I stopped at a roadhouse in Texas
A little place called Hamburger Dan's
I heard that old jukebox a-playing
A song called the Truck Driving man

Pour me another cup of coffee
For it is the best in the land
I'll put a nickel in the jukebox
And play the truck driving man
                
The waitress then brought me some coffee
I thanked her but called her again
I said that old song sure does fit me
'Cause I'm a truck driving man

                          
I climbed back aboard my old semi
And then like a flash I was gone
I got them old truck wheels a-rolling
I'm on my way to San Antone (Terry Fell, Buck Owens)

Reality, of course, is far different, and Johnny Cash captured the life in his music. No, says a truck driver when asked, there wasn’t a pretty waitress crying for him every 100 miles:

“He said, if you want to know the truth about it, Here’s the way it is/ All I do is drive, drive drive.

Try to stay alive/ And keep my mind on my load/ Keep my eye on the road

I got nothin’ in common with any man/ Who’s home every day at five/ All I do is drive, drive, drive” (All I Do Is Drive, Johnny Cash)

I have met enough truck drivers in my life to know that their kidneys have been banged to shit; that they have slid on black ice and been crippled, or jackknifed and been smashed in their cab, suffered alcoholism, divorce, and mental disorder; and who only continued because they had to make ends meet.

Gone is whatever romantic notions I ever had of truckers.  Now I am just plain pissed at them hogging both lanes on I-66 or barreling down I-95 at 80.

At times, however, I flow with the American energy and movement around me – trucks hauling California lettuce and North Carolina furniture, bedroom sets and toys, frozen chickens and car parts.  I admire those who ride for fun - Airstream retirees headed West; snowbirds headed South; college kids travelling east, U-Haul-It vans moving households, motorcycles with hippie gear; campers, surfers, hikers, and bird-watchers.

Although as I get older I have less desire to move out of the ordinary, a road trip is always invigorating and exciting. The Hampton Inn in Abingdon is no Singapore Raffles, but who might I meet at the bar? What secrets might they tell only to a complete stranger? Where is that fat family going? Why don’t I eat at Dot’s Kitchen 30 miles off the highway and see what I find? Some final excerpts from Kerouac’s On The Road

What is that feeling when you're driving away from people and they recede on the plain till you see their specks dispersing? - it's the too-huge world vaulting us, and it's good-bye. But we lean forward to the next crazy venture beneath the skies.”
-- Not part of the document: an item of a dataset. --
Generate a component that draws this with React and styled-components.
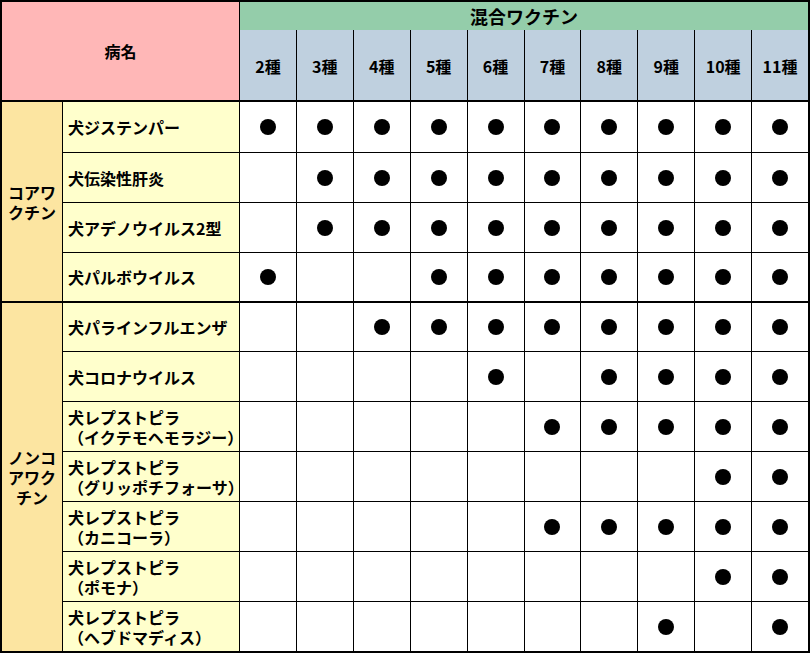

Sal, we gotta go and never stop going 'till we get there.'
'Where we going, man?'
'I don't know but we gotta go.”

One of Kerouac’s best thoughts about travel was the following, again from On the Road. It is as descriptive, insightful, and personal as anything of Theroux and other international writers:

So in America when the sun goes down and I sit on the old broken-down river pier watching the long, long skies over New Jersey and sense all that raw land that rolls in one unbelievable huge bulge over to the West Coast, and all that road going, and all the people dreaming in the immensity of it, and in Iowa I know by now the children must be crying in the land where they let the children cry, and tonight the stars'll be out, and don't you know that God is Pooh Bear? the evening star must be drooping and shedding her sparkler dims on the prairie, which is just before the coming of complete night that blesses the earth, darkens all the rivers, cups the peaks and folds the final shore in, and nobody, nobody knows what's going to happen to anybody besides the forlorn rags of growing old, I think of Dean Moriarty, I even think of Old Dean Moriarty the father we never found, I think of Dean Moriarty.”